EXERCISE INPUT:
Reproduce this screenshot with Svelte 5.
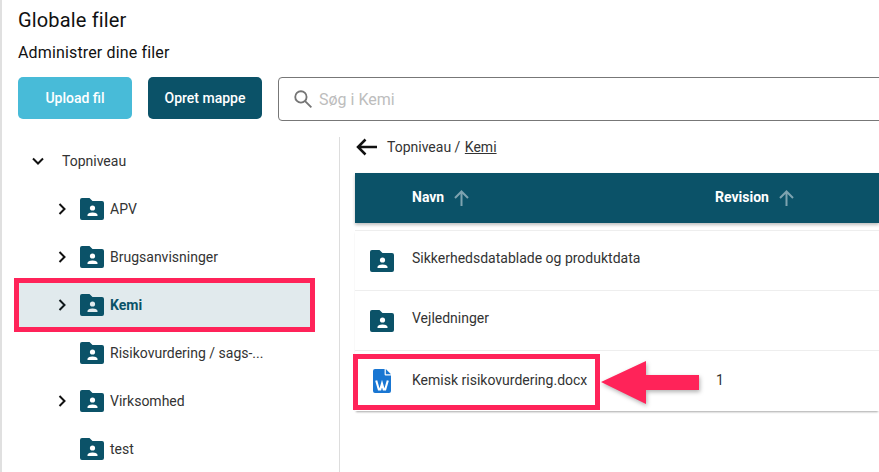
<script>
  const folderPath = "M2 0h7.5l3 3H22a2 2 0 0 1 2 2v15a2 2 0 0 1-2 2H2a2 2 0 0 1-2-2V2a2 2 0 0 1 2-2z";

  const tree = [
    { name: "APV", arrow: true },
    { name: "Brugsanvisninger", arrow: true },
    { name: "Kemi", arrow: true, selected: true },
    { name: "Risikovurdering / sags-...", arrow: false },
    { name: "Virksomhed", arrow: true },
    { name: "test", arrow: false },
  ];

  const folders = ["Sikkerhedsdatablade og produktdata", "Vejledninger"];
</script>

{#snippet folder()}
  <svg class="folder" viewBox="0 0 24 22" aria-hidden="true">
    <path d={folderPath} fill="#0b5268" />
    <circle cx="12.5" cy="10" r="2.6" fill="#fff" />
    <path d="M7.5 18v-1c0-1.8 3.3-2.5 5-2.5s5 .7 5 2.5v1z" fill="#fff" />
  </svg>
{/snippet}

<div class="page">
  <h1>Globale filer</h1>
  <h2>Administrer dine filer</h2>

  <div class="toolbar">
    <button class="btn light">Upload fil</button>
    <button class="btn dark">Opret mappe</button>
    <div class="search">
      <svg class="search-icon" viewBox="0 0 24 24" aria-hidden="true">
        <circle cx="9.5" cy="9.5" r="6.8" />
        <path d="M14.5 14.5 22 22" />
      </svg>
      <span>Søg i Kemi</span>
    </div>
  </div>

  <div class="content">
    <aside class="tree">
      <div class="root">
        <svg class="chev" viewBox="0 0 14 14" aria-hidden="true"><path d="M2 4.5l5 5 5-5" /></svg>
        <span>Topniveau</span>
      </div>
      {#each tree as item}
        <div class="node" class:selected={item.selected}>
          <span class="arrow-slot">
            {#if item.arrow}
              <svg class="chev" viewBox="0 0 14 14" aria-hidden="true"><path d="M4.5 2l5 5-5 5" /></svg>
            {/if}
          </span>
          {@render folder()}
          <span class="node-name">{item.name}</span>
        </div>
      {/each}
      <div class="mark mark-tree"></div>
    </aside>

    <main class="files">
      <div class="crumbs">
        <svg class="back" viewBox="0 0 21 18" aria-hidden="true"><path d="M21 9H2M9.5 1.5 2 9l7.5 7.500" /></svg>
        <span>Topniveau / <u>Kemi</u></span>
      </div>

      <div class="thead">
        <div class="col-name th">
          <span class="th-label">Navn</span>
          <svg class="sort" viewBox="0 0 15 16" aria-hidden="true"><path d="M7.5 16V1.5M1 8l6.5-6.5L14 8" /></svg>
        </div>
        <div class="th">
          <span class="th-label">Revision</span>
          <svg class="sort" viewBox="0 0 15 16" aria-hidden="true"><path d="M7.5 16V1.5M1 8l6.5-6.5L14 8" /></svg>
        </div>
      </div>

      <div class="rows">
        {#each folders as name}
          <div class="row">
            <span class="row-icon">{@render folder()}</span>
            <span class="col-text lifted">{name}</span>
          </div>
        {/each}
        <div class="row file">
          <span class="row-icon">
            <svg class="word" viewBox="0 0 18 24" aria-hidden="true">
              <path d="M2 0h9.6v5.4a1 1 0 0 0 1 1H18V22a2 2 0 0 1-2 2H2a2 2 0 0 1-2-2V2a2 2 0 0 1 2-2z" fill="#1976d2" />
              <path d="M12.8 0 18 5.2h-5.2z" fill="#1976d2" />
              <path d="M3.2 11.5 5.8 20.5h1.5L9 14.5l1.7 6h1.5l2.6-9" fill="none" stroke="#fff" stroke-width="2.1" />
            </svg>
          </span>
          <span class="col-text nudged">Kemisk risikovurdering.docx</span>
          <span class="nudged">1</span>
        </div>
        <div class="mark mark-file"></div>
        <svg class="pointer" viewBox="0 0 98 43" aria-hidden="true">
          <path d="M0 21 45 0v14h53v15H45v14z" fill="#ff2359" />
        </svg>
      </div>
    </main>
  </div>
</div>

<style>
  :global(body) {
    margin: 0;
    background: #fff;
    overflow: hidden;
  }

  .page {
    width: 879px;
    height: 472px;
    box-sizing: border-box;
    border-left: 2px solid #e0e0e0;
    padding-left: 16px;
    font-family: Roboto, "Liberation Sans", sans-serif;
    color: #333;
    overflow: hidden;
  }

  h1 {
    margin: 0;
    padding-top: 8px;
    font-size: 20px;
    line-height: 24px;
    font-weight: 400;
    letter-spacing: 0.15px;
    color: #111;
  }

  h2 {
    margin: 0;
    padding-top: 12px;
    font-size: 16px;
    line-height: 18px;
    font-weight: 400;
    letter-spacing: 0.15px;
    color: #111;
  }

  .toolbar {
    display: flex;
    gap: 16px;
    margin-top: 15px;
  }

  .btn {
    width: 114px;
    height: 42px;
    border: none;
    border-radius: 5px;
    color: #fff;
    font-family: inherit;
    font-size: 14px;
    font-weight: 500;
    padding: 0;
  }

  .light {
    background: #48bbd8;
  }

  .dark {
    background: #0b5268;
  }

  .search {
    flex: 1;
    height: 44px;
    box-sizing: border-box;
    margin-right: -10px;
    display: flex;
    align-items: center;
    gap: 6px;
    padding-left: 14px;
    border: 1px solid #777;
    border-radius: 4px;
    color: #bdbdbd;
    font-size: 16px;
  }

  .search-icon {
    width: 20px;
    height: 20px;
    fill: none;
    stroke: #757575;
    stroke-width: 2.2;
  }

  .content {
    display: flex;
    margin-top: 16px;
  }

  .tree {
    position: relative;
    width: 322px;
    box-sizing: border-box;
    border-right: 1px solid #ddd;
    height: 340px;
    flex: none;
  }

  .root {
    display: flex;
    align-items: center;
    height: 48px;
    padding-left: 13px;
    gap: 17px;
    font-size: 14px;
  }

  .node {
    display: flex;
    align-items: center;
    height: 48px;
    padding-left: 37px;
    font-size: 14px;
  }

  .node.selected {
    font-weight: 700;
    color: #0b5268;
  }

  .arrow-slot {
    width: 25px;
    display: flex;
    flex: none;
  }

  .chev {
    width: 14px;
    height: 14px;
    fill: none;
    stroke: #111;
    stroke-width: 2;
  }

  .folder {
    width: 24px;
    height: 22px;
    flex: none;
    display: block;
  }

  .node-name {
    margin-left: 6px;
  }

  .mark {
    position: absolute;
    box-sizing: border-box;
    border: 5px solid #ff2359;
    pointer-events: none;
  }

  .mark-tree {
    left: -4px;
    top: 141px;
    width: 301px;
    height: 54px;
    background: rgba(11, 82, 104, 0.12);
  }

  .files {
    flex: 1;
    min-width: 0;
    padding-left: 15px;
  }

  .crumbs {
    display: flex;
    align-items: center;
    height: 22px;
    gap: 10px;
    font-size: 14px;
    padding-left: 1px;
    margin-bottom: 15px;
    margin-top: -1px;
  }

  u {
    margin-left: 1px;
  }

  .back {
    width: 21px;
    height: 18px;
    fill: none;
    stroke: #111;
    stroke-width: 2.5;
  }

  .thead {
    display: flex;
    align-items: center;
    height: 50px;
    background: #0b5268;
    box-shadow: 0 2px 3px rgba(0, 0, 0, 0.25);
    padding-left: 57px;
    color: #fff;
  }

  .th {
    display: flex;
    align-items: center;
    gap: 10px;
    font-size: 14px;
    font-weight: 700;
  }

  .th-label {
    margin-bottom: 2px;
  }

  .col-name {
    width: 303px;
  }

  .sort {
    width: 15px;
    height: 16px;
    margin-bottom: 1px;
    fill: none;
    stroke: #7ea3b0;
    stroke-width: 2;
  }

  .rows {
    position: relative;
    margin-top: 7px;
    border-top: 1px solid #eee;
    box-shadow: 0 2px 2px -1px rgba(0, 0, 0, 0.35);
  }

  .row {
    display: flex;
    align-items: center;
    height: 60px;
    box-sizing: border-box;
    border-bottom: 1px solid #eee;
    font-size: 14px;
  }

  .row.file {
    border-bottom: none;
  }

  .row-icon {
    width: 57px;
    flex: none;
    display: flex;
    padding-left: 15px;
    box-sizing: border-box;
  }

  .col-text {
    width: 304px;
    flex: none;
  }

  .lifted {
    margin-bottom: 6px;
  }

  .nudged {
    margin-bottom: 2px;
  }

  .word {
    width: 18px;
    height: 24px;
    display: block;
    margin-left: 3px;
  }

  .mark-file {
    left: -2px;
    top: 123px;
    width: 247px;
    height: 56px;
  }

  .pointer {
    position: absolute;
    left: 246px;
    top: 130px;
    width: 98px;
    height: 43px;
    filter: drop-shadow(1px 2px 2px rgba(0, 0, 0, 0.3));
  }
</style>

==

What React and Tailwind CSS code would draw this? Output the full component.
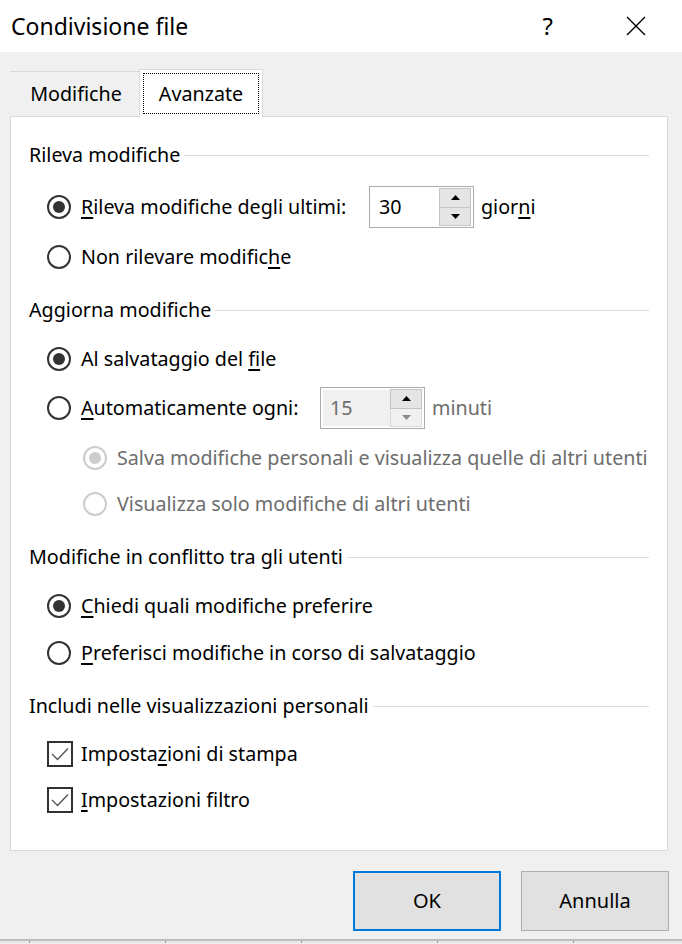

REQUIRED WORK: The required output is the number of lines containing the word "this", and nothing besides.

COMPLETE OUTPUT: 2